Fail Fast

If slow responses are worse than no response, the worst must surely be a slow failure response. It’s like waiting through the interminable line at the DMV, only to be told you need to fill out a different form and go back to the end of the line. Can there be any bigger waste of system resources than burning cycles and clock time only to throw away the result?

If the system can determine in advance that it will fail at an operation, it’s always better to fail fast. That way, the caller doesn’t have to tie up any of its capacity waiting and can get on with other work.

How can the system tell whether it will fail? Do we need Deep Learning? Don’t worry, you won’t need to hire a cadre of data scientists.

It’s actually much more mundane than that. There’s a large class of “resource unavailable” failures. For example, when a load balancer gets a connection request but not one of the servers in its service pool is functioning, it should immediately refuse the connection. Some configurations have the load balancer queue the connection request for a while in the hopes that a server will become available in a short period of time. This violates the Fail Fast pattern.

The application or service can tell from the incoming request or message roughly what database connections and external integration points will be needed. The service can quickly check out the connections it will need and verify the state of the circuit breakers around the integration points. This is sort of the software equivalent of the chef’s mise en place—gathering all the ingredients needed to perform the request before it begins. If any of the resources are not available, the service can fail immediately, rather than getting partway through the work.

Another way to fail fast in a web application is to perform basic parameter-checking in the servlet or controller that receives the request, before talking to the database. This would be a good reason to move some parameter checking out of domain objects into something like a “Query object.”

Even when failing fast, be sure to report a system failure (resources not available) differently than an application failure (parameter violations or invalid state). Reporting a generic “error” message may cause an upstream system to trip a circuit breaker just because some user entered bad data and hit Reload three or four times.

The Fail Fast pattern improves overall system stability by avoiding slow responses. Together with timeouts, failing fast can help avert impending cascading failures. It also helps maintain capacity when the system is under stress because of partial failures.

Remember This

Avoid Slow Responses and Fail Fast.

If your system cannot meet its SLA, inform callers quickly. Don’t make them wait for an error message, and don’t make them wait until they time out. That just makes your problem into their problem.

Reserve resources, verify Integration Points early.

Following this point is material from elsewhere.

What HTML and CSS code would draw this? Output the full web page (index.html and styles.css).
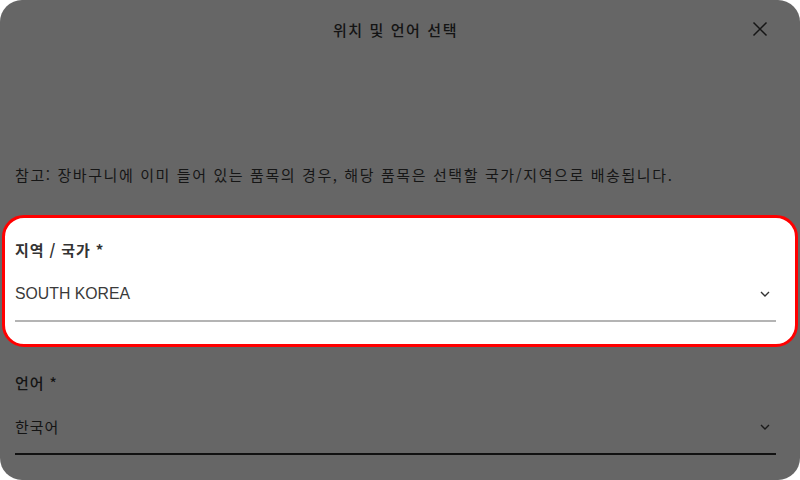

In the theme of “don’t do useless work,” make sure you’ll be able to complete the transaction before you start. If critical resources aren’t available—for example, a popped Circuit Breaker on a required callout—then don’t waste work by getting to that point. The odds of it changing between the beginning and the middle of the transaction are slim.

Use for input validation.

Do basic user input validation even before you reserve resources. Don’t bother checking out a database connection, fetching domain objects, populating them, and calling validate just to find out that a required parameter wasn’t entered.